Worksheet: Expression and Overblow Log
Track your vibrato and your first overblow attempts as a long-term project.
- Hand vibrato steady on a held note? (Y/N)
- Throat vibrato (huh-huh) attempted? (Y/N)
- Overblow hole attempted (e.g., 6)
- Did a new overblow pitch speak? (Y/N)
- Did the harp seem to need reed-gap setup? (Y/N)
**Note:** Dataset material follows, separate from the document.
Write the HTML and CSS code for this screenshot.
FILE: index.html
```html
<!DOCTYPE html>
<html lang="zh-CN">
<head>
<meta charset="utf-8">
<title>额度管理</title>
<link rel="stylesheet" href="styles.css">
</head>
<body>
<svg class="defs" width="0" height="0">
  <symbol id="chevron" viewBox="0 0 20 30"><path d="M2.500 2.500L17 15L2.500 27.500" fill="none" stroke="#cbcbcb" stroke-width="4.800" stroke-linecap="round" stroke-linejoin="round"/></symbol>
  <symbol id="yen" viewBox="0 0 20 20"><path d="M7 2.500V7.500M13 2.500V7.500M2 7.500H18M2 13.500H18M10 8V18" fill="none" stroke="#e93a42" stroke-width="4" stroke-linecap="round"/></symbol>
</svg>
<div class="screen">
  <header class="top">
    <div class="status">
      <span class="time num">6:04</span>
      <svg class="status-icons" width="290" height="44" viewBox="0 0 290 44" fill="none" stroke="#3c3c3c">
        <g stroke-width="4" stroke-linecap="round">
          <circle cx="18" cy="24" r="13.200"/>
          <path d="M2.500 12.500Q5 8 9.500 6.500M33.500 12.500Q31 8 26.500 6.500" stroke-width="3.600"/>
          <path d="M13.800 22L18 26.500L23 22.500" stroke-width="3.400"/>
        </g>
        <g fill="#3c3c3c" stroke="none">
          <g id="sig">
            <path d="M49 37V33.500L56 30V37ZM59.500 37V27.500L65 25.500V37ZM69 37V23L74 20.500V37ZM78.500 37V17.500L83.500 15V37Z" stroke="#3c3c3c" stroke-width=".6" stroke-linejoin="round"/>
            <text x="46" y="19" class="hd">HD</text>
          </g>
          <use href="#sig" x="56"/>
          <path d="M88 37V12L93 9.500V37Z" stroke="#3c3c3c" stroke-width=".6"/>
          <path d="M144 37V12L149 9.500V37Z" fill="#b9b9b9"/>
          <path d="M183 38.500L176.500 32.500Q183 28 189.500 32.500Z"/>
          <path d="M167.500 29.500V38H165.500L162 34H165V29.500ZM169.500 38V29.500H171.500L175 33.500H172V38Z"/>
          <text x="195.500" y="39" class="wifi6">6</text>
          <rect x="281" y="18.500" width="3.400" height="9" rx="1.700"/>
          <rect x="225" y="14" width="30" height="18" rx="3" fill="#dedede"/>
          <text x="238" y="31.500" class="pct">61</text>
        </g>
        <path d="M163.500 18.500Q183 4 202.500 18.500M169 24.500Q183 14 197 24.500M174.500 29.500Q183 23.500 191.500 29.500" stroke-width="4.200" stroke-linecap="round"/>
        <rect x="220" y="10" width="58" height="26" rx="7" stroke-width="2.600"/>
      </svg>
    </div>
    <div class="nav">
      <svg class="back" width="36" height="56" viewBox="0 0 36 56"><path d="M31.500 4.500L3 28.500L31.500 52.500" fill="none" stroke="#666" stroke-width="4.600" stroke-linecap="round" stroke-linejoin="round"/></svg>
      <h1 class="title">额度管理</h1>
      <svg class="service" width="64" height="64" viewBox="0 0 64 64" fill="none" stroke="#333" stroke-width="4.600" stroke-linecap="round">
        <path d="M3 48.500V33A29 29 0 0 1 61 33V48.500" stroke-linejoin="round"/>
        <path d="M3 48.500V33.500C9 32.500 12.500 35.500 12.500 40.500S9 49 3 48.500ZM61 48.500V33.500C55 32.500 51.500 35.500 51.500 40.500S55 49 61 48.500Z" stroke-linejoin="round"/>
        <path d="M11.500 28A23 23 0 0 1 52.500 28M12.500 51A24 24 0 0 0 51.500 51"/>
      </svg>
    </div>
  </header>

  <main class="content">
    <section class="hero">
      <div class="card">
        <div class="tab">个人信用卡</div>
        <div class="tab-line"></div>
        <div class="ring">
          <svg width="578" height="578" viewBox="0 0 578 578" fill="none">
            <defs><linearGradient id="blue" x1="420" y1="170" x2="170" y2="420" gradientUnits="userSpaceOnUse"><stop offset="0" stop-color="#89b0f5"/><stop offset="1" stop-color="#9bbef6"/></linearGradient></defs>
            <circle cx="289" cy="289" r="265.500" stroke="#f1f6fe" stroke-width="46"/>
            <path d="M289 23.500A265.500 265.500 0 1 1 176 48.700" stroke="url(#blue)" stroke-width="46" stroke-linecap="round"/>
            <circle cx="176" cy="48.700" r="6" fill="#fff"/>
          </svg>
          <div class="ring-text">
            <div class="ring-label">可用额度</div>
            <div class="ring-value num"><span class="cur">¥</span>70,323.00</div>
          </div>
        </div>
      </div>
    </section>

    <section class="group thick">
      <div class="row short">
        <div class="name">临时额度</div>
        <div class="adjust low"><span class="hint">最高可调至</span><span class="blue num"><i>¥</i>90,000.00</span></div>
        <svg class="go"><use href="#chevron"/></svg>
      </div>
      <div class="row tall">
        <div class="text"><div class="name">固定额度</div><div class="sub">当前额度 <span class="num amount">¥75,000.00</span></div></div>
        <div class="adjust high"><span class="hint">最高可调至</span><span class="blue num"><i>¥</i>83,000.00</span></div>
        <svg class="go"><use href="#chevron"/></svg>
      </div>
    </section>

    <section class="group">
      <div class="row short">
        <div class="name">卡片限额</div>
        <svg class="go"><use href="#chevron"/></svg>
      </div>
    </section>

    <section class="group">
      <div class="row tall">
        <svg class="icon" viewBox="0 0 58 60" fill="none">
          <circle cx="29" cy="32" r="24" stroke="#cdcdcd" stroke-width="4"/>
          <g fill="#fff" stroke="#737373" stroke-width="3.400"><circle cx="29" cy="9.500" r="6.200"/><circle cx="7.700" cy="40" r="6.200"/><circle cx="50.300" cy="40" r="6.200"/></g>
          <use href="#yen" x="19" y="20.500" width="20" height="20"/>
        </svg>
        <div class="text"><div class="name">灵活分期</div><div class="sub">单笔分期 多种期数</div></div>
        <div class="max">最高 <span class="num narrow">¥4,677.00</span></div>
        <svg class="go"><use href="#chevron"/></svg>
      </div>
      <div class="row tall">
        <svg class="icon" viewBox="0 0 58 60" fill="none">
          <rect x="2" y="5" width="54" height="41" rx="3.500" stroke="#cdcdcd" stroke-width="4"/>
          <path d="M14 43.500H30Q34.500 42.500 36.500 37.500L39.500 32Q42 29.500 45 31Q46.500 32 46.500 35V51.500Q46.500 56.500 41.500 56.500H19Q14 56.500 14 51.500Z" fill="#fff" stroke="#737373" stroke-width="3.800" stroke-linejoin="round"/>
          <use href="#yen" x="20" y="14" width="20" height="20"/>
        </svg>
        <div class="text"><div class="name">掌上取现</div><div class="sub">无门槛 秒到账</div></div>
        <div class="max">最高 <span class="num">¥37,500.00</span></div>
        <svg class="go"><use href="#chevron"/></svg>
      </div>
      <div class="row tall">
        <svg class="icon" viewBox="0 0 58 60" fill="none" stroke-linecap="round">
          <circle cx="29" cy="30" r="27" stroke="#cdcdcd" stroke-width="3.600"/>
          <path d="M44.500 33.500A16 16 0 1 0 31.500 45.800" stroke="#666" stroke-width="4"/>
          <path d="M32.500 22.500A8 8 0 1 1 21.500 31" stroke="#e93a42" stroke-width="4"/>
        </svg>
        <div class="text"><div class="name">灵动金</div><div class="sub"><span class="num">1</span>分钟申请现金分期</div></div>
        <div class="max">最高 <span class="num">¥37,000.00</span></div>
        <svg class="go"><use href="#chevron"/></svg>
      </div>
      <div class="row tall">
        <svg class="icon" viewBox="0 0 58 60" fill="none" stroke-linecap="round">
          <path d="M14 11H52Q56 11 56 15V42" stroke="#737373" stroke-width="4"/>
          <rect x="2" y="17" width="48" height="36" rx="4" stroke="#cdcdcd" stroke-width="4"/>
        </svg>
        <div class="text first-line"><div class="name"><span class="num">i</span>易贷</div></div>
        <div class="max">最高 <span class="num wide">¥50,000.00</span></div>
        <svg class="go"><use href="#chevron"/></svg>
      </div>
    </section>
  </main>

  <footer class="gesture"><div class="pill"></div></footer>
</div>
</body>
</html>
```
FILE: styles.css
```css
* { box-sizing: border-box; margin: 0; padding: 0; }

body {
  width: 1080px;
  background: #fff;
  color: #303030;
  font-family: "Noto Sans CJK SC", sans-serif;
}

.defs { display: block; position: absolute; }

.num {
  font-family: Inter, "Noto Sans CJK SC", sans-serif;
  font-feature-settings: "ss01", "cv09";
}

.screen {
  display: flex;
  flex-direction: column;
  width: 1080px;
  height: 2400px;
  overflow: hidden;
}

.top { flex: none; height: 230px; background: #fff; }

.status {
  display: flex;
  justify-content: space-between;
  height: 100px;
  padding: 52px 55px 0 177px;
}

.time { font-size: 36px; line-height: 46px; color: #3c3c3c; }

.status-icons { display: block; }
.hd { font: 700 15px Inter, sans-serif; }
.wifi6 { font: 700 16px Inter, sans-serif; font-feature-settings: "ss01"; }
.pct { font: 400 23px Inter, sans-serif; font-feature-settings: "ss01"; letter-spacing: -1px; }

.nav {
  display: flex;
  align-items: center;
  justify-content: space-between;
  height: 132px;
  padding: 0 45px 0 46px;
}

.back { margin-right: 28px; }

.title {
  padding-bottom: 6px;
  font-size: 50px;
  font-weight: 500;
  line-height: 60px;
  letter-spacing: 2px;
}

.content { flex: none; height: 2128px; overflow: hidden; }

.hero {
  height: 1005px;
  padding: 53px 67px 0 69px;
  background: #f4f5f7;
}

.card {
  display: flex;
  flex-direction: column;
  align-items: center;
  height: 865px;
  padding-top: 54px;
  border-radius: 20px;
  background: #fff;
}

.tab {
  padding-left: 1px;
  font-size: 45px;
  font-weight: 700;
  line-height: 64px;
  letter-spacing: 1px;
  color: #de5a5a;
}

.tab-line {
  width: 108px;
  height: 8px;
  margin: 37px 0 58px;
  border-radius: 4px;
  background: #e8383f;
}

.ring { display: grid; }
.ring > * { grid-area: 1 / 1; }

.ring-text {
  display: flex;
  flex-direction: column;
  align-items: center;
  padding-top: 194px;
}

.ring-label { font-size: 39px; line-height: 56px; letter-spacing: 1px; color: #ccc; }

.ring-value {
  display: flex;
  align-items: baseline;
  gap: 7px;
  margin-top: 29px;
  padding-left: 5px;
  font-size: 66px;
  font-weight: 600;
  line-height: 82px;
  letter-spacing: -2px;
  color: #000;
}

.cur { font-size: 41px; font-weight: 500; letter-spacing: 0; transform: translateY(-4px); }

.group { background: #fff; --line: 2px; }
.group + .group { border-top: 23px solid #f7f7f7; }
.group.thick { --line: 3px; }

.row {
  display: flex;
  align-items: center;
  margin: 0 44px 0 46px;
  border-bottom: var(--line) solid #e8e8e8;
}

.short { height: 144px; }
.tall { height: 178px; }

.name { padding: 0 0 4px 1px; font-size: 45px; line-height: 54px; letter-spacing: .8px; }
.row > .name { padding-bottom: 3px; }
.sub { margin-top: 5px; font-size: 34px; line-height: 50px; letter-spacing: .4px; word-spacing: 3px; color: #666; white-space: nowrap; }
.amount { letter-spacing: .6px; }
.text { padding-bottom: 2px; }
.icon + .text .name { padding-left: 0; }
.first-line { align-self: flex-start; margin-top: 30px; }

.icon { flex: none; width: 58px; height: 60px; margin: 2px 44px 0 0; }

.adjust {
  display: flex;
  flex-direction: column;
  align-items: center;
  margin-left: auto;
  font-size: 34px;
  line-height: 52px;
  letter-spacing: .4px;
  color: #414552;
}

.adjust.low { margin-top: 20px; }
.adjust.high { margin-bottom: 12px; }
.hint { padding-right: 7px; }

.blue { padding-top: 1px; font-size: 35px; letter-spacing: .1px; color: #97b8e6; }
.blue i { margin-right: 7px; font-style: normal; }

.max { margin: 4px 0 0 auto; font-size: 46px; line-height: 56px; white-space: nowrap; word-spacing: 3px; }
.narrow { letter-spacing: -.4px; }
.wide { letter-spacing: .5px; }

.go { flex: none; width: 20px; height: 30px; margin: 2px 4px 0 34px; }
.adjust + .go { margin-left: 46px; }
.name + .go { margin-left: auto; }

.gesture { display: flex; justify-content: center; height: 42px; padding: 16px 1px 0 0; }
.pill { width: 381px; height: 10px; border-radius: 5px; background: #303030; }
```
- Minutes spent before embouchure fatigue
Checklist: Soloing and Expression Readiness
- Can play the 2nd-position blues scale from memory with in-tune bends
- Build licks from just 3 or 4 notes and leave space between phrases
- Use call and response, resolving on draw 2 or a tense bent note
- Can add hand vibrato to long held notes at phrase ends
- Started a few minutes of daily overblow attempts on hole 6
Your Action Plan
- Week 1: Choose a quality C harp, learn the hold and care routine, and isolate clean single notes with the pucker.
- Week 2: Add the tongue-block method and memorize the full C harp blow-and-draw note map.
- Week 3: Build relaxed belly breathing and play two starter tunes (Mary Had a Little Lamb, Oh Susanna) from memory.
- Week 4: Lock a train chug and hand-cup wah in time on a backing track, focusing on rhythm over speed.
- Weeks 5 to 7: Learn the draw 4 bend in tune, then add draw 1, draw 6, draw 2, and the tricky draw 3 bends with a tuner.
- Week 6: Add blow bends on holes 8 to 10 and bend every hole to a specific target pitch, logging which land in tune.
- Week 8: Understand 1st vs. 2nd position and play draw 2, 4, and 5 over a 12-bar blues in G backing track.
- Week 9: Memorize the 2nd-position blues scale cold, including the flat third and flat seventh blue notes.
- Week 10: Improvise a 12-bar blues solo with call-and-response, space, and one developed lick over an 80 bpm track.
- Weeks 11 to 12: Add hand and throat vibrato to held notes and start a few minutes of daily overblow attempts on hole 6.
- Ongoing: Record one bend exercise and one 12-bar solo weekly, and listen daily to Little Walter, Sonny Boy Williamson II, or Sonny Terry.